Representing the city, attorney Katherine Swenson of the Minneapolis firm Greene Espel said that was a separate issue.

“Had that occurred in the city of Bloomington, neither the statute nor the ordinance would have prevented bystanders from recording it,” Swenson said of Floyd’s death. As for the question of news photographers taking photos of a protest or other event with children present, she said time, place and manner restrictions are permissible under First Amendment caselaw. 

One judge proposed another possibility: “Does this ordinance prohibit two teenagers from going to the park and taking pictures of each other?”

After a long pause, Swenson admitted that it did, and compared it to prosecutions of teens for possession of child pornography. “Well, I don’t think it’s like child pornography,” the judge replied. 

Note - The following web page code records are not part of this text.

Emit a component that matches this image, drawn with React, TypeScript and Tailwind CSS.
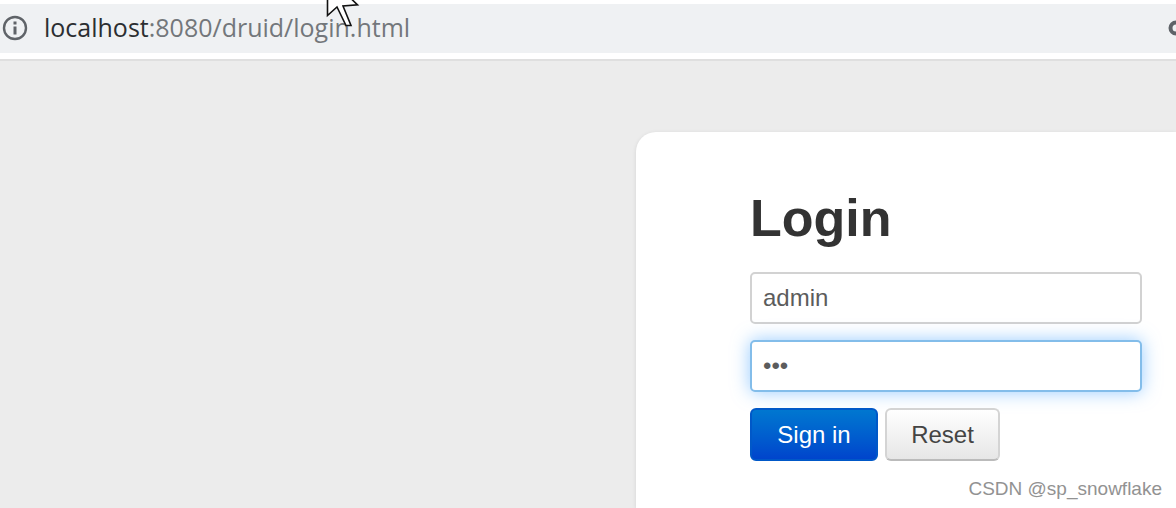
const inputClass =
  "block h-[52px] w-full rounded-[5px] border-2 bg-white px-[11px] text-2xl text-[#5c5c5c] outline-none";

const buttonClass = "h-[53px] rounded-md border-2 text-2xl";

function InfoIcon() {
  return (
    <svg viewBox="0 0 26 26" className="size-[26px] shrink-0" aria-hidden="true">
      <circle cx="13" cy="13" r="11" fill="none" stroke="#5f6368" strokeWidth="2.4" />
      <rect x="11.5" y="6.5" width="3" height="3" fill="#5f6368" />
      <rect x="11.5" y="11.5" width="3" height="8" fill="#5f6368" />
    </svg>
  );
}

function KeyIcon() {
  return (
    <svg viewBox="0 0 28 16" className="h-4 w-7 shrink-0" aria-hidden="true">
      <circle cx="8" cy="8" r="5.5" fill="none" stroke="#5f6368" strokeWidth="4" />
      <path d="M14 6h13v4h-2v4h-4v-4h-7z" fill="#5f6368" />
    </svg>
  );
}

function Cursor() {
  return (
    <svg viewBox="0 0 34 28" className="absolute left-[326px] top-0 h-7 w-[34px]" aria-hidden="true">
      <path
        d="M1.5 -24V15.5L11 7L20 25.5H25L17 6L31.5 4.8Z"
        fill="#fff"
        stroke="#111"
        strokeWidth="1.6"
      />
    </svg>
  );
}

/* address bar */
function AddressBar() {
  return (
    <header className="relative overflow-hidden border-b-2 border-[#dfdfdf] bg-white pt-1 pb-1.5">
      <div className="flex h-[49px] items-center bg-[#eff1f3] pb-0.5 pl-0.5">
        <InfoIcon />
        <p className="ml-4 flex-1 whitespace-nowrap pb-0.5 font-['Open_Sans',sans-serif] text-[25px] leading-8 text-[#73777b]">
          <span className="text-[#2b2e31]">localhost</span>:8080/druid/login.html
        </p>
        <div className="-mr-5">
          <KeyIcon />
        </div>
      </div>
      <Cursor />
    </header>
  );
}

/* login form */
function LoginForm() {
  return (
    <form className="w-[392px]" onSubmit={(e) => e.preventDefault()}>
      <h1 className="text-[52px] leading-[80px] font-bold text-[#333]">Login</h1>
      <input
        type="text"
        aria-label="Username"
        defaultValue="admin"
        className={`${inputClass} mt-[14px] border-[#d2d2d2]`}
      />
      <input
        type="password"
        aria-label="Password"
        defaultValue="abc"
        className={`${inputClass} mt-4 border-[#83bdea] shadow-[0_0_18px_rgba(82,168,255,0.6)]`}
      />
      <div className="mt-4 flex gap-[7px]">
        <button
          type="submit"
          className={`${buttonClass} w-32 border-[#0058c8] bg-linear-to-b from-[#0077d0] to-[#0044cc] text-white`}
        >
          Sign in
        </button>
        <button
          type="reset"
          className={`${buttonClass} w-[115px] border-[#d4d4d4] border-b-[#bbb] bg-linear-to-b from-white to-[#e6e6e6] text-[#444]`}
        >
          Reset
        </button>
      </div>
    </form>
  );
}

export default function App() {
  return (
    <div className="relative flex min-h-screen flex-col overflow-hidden bg-[#ececec] font-['Liberation_Sans',Arial,sans-serif]">
      <AddressBar />
      <main className="flex flex-1 pt-[71px]">
        <section className="ml-auto w-[540px] rounded-tl-[20px] bg-white pt-[46px] pl-[114px] shadow-[0_1px_4px_rgba(0,0,0,0.1)]">
          <LoginForm />
        </section>
      </main>
      <p className="absolute right-[14px] bottom-[7px] text-[19px] leading-6 text-[#929292]">
        CSDN @sp_snowflake
      </p>
    </div>
  );
}
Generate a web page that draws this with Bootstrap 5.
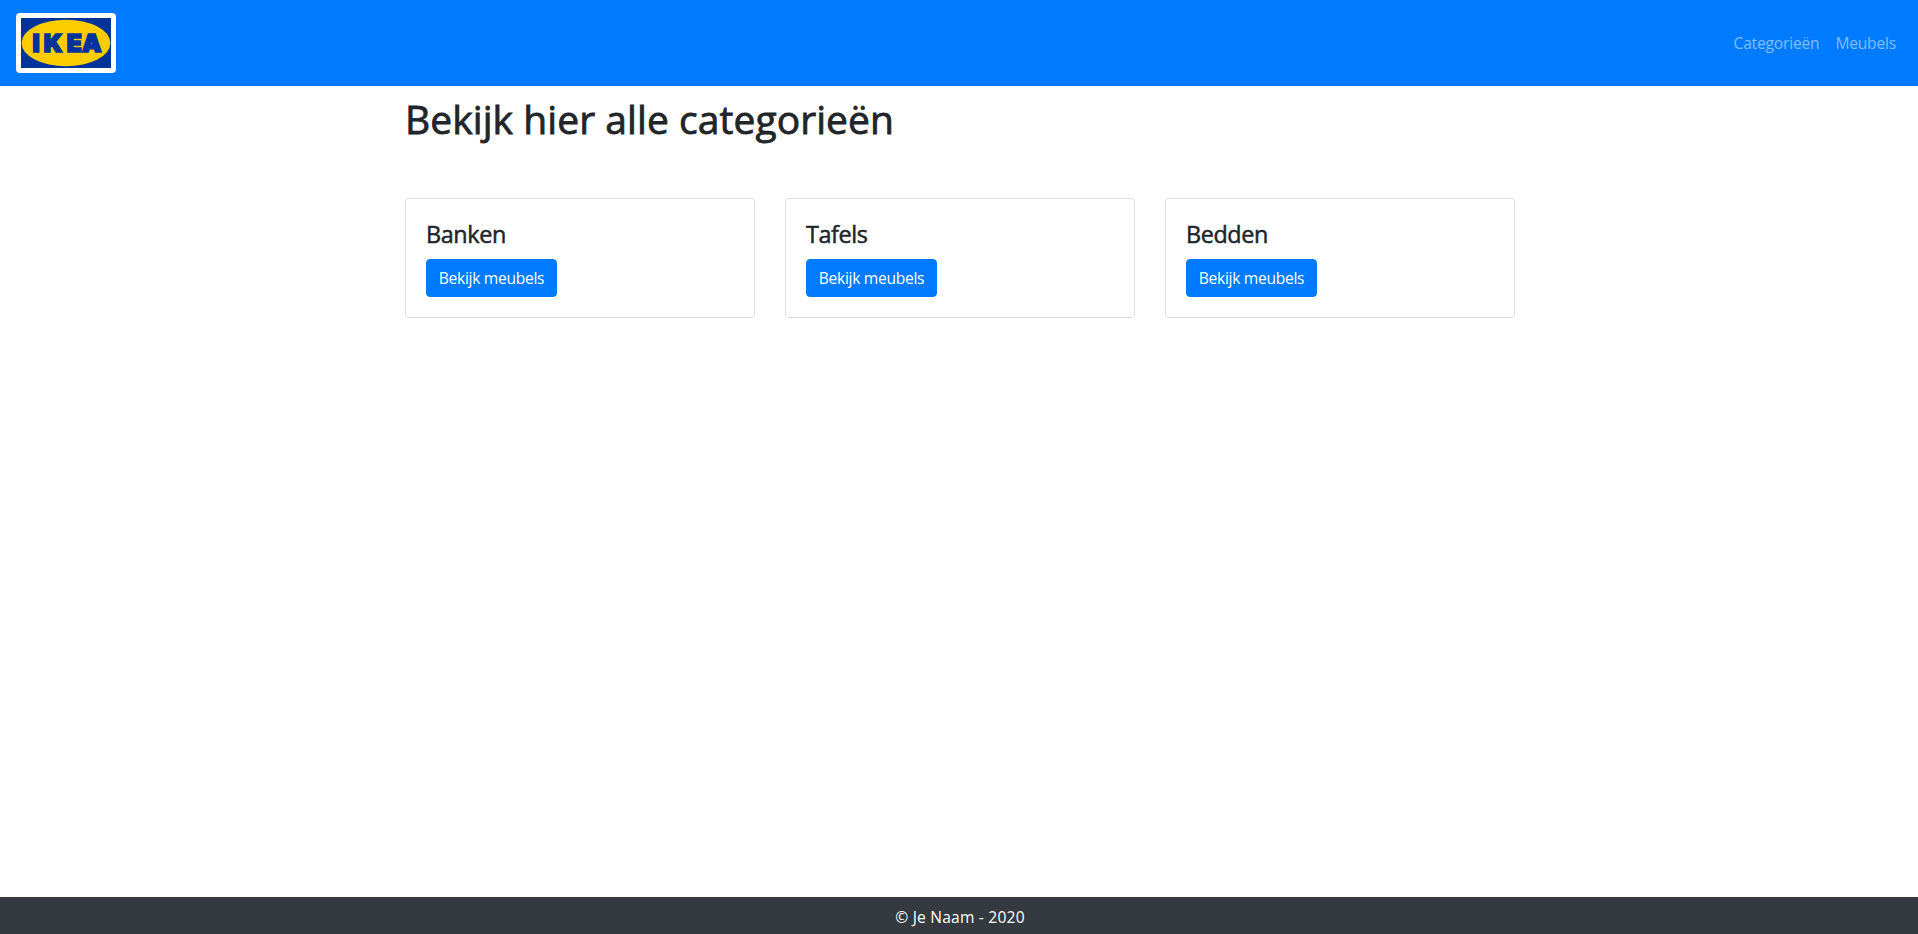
<!DOCTYPE html>
<html lang="nl">
<head>
<meta charset="utf-8">
<meta name="viewport" content="width=device-width, initial-scale=1">
<title>Categorieën</title>
<link href="https://cdn.jsdelivr.net/npm/bootstrap@5.3.0/dist/css/bootstrap.min.css" rel="stylesheet">
<style>
html { overflow: hidden; }
body { width: 1920px; height: 100vh; font-family: "Open Sans", "Noto Sans", sans-serif; color: #212529; font-size: 15.6px; line-height: 24px; letter-spacing: -.3px; }
.site-nav { background: #007bff; --bs-navbar-color: rgba(255,255,255,.5); }
.site-nav .nav-link { letter-spacing: -.2px; }
.navbar-brand { margin: 0; }
.logo { display: block; width: 100px; height: 60px; padding: 5px; background: #fff; border-radius: 4px; }
.logo svg { display: block; }
.page { width: 1140px; padding: 0 15px; }
.page-title { font-size: 39px; line-height: 50px; height: 48px; letter-spacing: .06px; -webkit-text-stroke: .8px #212529; }
.cards { --bs-gutter-x: 30px; margin-top: 56px; }
.card { border-radius: 4px; border-color: #dfdfdf; height: 120px; }
.card-body { padding: 20px; }
.card-title { font-size: 23.4px; line-height: 30px; margin-bottom: 10px; letter-spacing: -.4px; -webkit-text-stroke: .5px #212529; }
.btn-primary { --bs-btn-bg: #007bff; --bs-btn-border-color: #007bff; border-radius: 4px; width: 131px; height: 38px; padding: 6px 0; font-size: 15.6px; line-height: 24px; }
footer { background: #343a40; height: 37px; padding-top: 8px; letter-spacing: .2px; }
</style>
</head>
<body class="d-flex flex-column">
<nav class="navbar navbar-expand site-nav px-3 py-2">
  <a class="navbar-brand" href="#"><span class="logo">
    <svg width="90" height="50" viewBox="0 0 90 50" role="img" aria-label="IKEA">
      <rect width="90" height="50" fill="#003399"/>
      <ellipse cx="45" cy="25" rx="44.4" ry="23.2" fill="#ffcc00"/>
      <text y="33.6" x="11.4 22.8 45.7 61" font-family="Inter, sans-serif" font-weight="900" font-size="24.5" letter-spacing="0" fill="#003399" stroke="#003399" stroke-width="1.7">IKEA</text>
    </svg></span></a>
  <div class="navbar-nav ms-auto">
    <a class="nav-link" href="#">Categorieën</a>
    <a class="nav-link" href="#">Meubels</a>
  </div>
</nav>
<main class="page mx-auto flex-grow-1">
  <h1 class="page-title mt-2 mb-0">Bekijk hier alle categorieën</h1>
  <div class="row cards">
    <div class="col-4"><div class="card"><div class="card-body"><h4 class="card-title">Banken</h4><a class="btn btn-primary" href="#">Bekijk meubels</a></div></div></div>
    <div class="col-4"><div class="card"><div class="card-body"><h4 class="card-title">Tafels</h4><a class="btn btn-primary" href="#">Bekijk meubels</a></div></div></div>
    <div class="col-4"><div class="card"><div class="card-body"><h4 class="card-title">Bedden</h4><a class="btn btn-primary" href="#">Bekijk meubels</a></div></div></div>
  </div>
</main>
<footer class="text-white text-center">© Je Naam - 2020</footer>
<script src="https://cdn.jsdelivr.net/npm/bootstrap@5.3.0/dist/js/bootstrap.bundle.min.js"></script>
</body>
</html>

The state’s harassment statute took up relatively little time at the hearing, but judges took a little time to discuss whether Ness’ challenge was mooted by a 2020 revision to the statute. Muise said it wasn’t, since Ness could still be prosecuted under the old statute should prosecutors opt to do so before the statute of limitations ran out. Swenson said that even if they were to do so, the old statute did not prohibit Ness’ conduct. 

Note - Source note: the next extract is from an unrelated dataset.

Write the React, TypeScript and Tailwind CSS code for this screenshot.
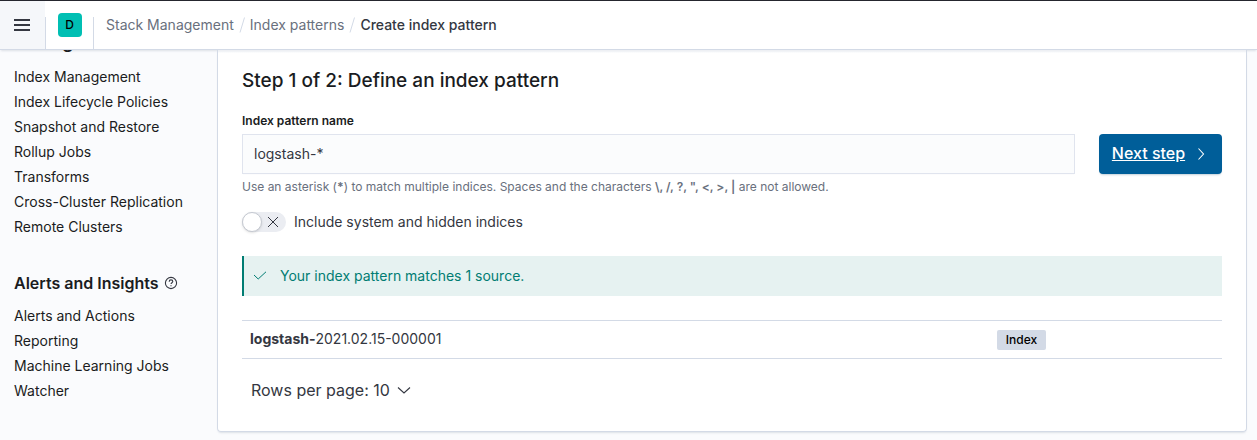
import { useState } from 'react';

const dataLinks = [
  'Index Management',
  'Index Lifecycle Policies',
  'Snapshot and Restore',
  'Rollup Jobs',
  'Transforms',
  'Cross-Cluster Replication',
  'Remote Clusters',
];

const alertLinks = ['Alerts and Actions', 'Reporting', 'Machine Learning Jobs', 'Watcher'];

function NavList({ items }: { items: string[] }) {
  return (
    <ul>
      {items.map((item) => (
        <li key={item} className="h-[25px]">
          <a href="#" className="text-sm leading-[25px] text-[#1a1c21]">
            {item}
          </a>
        </li>
      ))}
    </ul>
  );
}

function Slash() {
  return (
    <svg aria-hidden="true" className="h-4 w-2 shrink-0" viewBox="0 0 8 16" fill="none" stroke="#d3dae6">
      <path d="M6.5 0.5 2 15.5" />
    </svg>
  );
}

function Header() {
  return (
    <header className="flex h-[50px] items-stretch border-t border-b border-t-[#25262e] border-b-[#d3dae6] bg-white shadow-[0_2px_2px_-1px_rgba(152,162,179,0.3)]">
      <button type="button" aria-label="Toggle primary navigation" className="flex w-[45px] items-center bg-[#f5f7fa] pl-3.5">
        <svg className="h-4 w-4" viewBox="0 0 16 16" fill="#343741">
          <path d="M0 2h16v2H0zM0 7h16v2H0zM0 12h16v2H0z" />
        </svg>
      </button>
      <div className="mt-4 flex w-[49px] items-center justify-center border-x border-[#d3dae6]">
        <button type="button" aria-label="Default space" className="mb-4 flex h-6 w-6 items-center justify-center rounded bg-[#00bfb3] text-xs font-medium text-black">
          D
        </button>
      </div>
      <nav aria-label="Breadcrumbs" className="flex items-center gap-1 pl-3 text-sm text-[#69707d]">
        <a href="#">Stack Management</a>
        <Slash />
        <a href="#">Index patterns</a>
        <Slash />
        <span aria-current="page" className="font-medium text-[#343741]">Create index pattern</span>
      </nav>
    </header>
  );
}

function Sidebar() {
  return (
    <nav aria-label="Stack Management" className="w-[217px] shrink-0 pl-3.5">
      <h2 className="mb-3 flex h-0.5 items-end overflow-hidden text-lg leading-5 font-semibold text-[#1a1c21]">
        Management
      </h2>
      <NavList items={dataLinks} />
      <h2 className="mt-8 mb-2 flex h-6 items-center gap-1 text-base font-semibold text-[#1a1c21]">
        Alerts and Insights
        <svg aria-hidden="true" className="h-4 w-4" viewBox="0 0 16 16" fill="none" stroke="#343741" strokeWidth="1.1">
          <circle cx="8" cy="8" r="5.6" />
          <path d="M6.2 6.7c0-1.1.8-1.8 1.8-1.8s1.8.7 1.8 1.6c0 1.2-1.8 1.3-1.8 2.6" />
          <path d="M8 10.2v1" />
        </svg>
      </h2>
      <NavList items={alertLinks} />
    </nav>
  );
}

export default function App() {
  const [pattern, setPattern] = useState('logstash-*');
  const [hidden, setHidden] = useState(false);

  return (
    <div className="flex min-h-screen flex-col bg-[#fafbfd] font-[Inter,sans-serif] text-sm text-[#343741]">
      <Header />
      <div className="flex grow">
        <Sidebar />
        <main className="mr-2.5 mb-2 min-w-0 grow rounded-b border border-t-0 border-[#d3dae6] px-6 pt-4 shadow-[0_2px_2px_-1px_rgba(152,162,179,0.3)] bg-linear-to-b from-[#eef0f4] from-[1px] to-white to-[3px]">
          <h1 className="text-[19px] leading-[30px] font-medium text-[#1a1c21]">Step 1 of 2: Define an index pattern</h1>
          <form className="mt-[15px] flex gap-6" onSubmit={(e) => e.preventDefault()}>
            <div className="min-w-0 grow">
              <label htmlFor="pattern" className="block pb-1 text-xs leading-[19px] font-semibold text-[#1a1c21]">
                Index pattern name
              </label>
              <input
                id="pattern"
                type="text"
                value={pattern}
                onChange={(e) => setPattern(e.target.value)}
                className="block h-10 w-full border border-[#e0e4ee] bg-[#fbfcfd] px-[11px] pb-0.5 text-sm text-[#343741] shadow-[0_1px_1px_-1px_rgba(152,162,179,0.2)]"
              />
              <p className="pt-1 text-xs leading-[18px] text-[#69707d]">
                Use an asterisk (<strong>*</strong>) to match multiple indices. Spaces and the characters{' '}
                <strong className="font-semibold">{'\\, /, ?, ", <, >, |'}</strong> are not allowed.
              </p>
              <div className="mt-3.5 flex h-6 items-center gap-2">
                <button
                  id="hidden-indices"
                  type="button"
                  role="switch"
                  aria-checked={hidden}
                  onClick={() => setHidden(!hidden)}
                  className="flex h-5 w-11 items-center gap-[3px] rounded-full bg-[#ebedf2]"
                >
                  <span className="h-5 w-5 rounded-full border border-[#c5c9d1] bg-white shadow-sm" />
                  <svg className="h-4 w-4" viewBox="0 0 16 16" fill="none" stroke="#343741">
                    <path d="m3 3 10 10M13 3 3 13" />
                  </svg>
                </button>
                <label htmlFor="hidden-indices">Include system and hidden indices</label>
              </div>
            </div>
            <button
              type="submit"
              className="mt-[23px] flex h-10 w-[123px] items-center justify-center gap-2 rounded bg-[#005e99] text-base font-medium text-white shadow-[0_2px_2px_-1px_rgba(54,97,126,0.3)]"
            >
              <span className="pb-0.5 underline">Next step</span>
              <svg aria-hidden="true" className="h-4 w-4" viewBox="0 0 16 16" fill="none" stroke="currentColor" strokeWidth="1.1">
                <path d="m5.5 2.5 5 5.5-5 5.5" />
              </svg>
            </button>
          </form>
          <div role="status" className="mt-[22px] flex h-10 items-center gap-3 border-l-2 border-[#017d73] bg-[#e6f2f1] pl-2 text-[#017d73]">
            <svg aria-hidden="true" className="h-4 w-4" viewBox="0 0 16 16" fill="none" stroke="currentColor">
              <path d="m2 7 4.2 4L14 3.8" />
            </svg>
            Your index pattern matches 1 source.
          </div>
          <table aria-label="Matching indices" className="mt-6 w-full table-fixed border-y border-[#d3dae6]">
            <tbody>
              <tr className="h-[38px]">
                <td className="px-2 pb-0.5">
                  <strong>logstash-</strong>2021.02.15-000001
                </td>
                <td className="w-[233px] px-2">
                  <span className="flex h-5 w-[49px] items-center justify-center rounded-xs bg-[#d3dae6] text-xs font-medium text-black">Index</span>
                </td>
              </tr>
            </tbody>
          </table>
          <button type="button" className="my-[11px] ml-[9px] flex h-10 items-center gap-1.5 text-base">
            Rows per page: 10
            <svg aria-hidden="true" className="h-4 w-4" viewBox="0 0 16 16" fill="none" stroke="currentColor" strokeWidth="1.1">
              <path d="m2 5.5 6 5.5 6-5.5" />
            </svg>
          </button>
        </main>
      </div>
    </div>
  );
}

The challenge is the latest development in a lengthy battle between Ness and the city over the Dar Al-Farooq Center and Success Academy, a mosque and public elementary school that share a building near Bloomington’s Smith Park. Ness alleges that the number of people parking near the mosque and using the park, along with other uses of the mosque, violate the mosque’s conditional use permit and a joint use agreement between the city and the mosque over the use of the park. She began filming and photographing people at and around the mosque to post on her website and Facebook page. 

She also filmed, photographed and talked to some of the school’s students during their recess on the playground at Smith Park, which sparked a series of encounters with law enforcement after parents complained. Police officers told her that parents of the children whose photos and videos she posted were uncomfortable with her conduct, and that she ran the risk of falling afoul of the state harassment statute. 

The Bloomington City Council passed the ordinance a few months after Ness’ second interaction with police in August 2019. Officers interviewed Ness and another person shortly after the ordinance’s passage as part of a harassment investigation, but both the city and the Hennepin County Attorney’s Office declined to prosecute her. 

Muise said after the hearing that those interactions were more than enough to chill Ness’ speech and grant standing.

“It’s like a mafia don,” he said. “How is that not chilling, when a police officer says ‘well, watch what you’re doing, we don’t want to go down that road?’” 

The mosque, attorneys for the city noted in their brief, had good reason to be on edge about Ness filming. “Although Ness alleges that she is a ‘peaceful person,’ others have taken violent action against the Dar Al-Farooq Center,” the brief states.

A pipe bomb was thrown through a mosque window in 2017, exploding in the imam’s office as worshippers gathered for early morning prayers. Nobody was hurt. White supremacist militia leader and former sheriff’s deputy Michael Hari was convicted in December of several civil rights and hate crime charges, and two members of his militia who helped carry out the attack pleaded guilty to five federal charges in 2019. 

Muise was adamant that Ness’ filming and concern about the use of the park was not racially motivated.

“My client said to me, very plainly, that if this was a Christian school, or a nondenominational school, she would be saying the same thing,” he said. “She’s a 57-year-old grandmother who wants her neighborhood back.”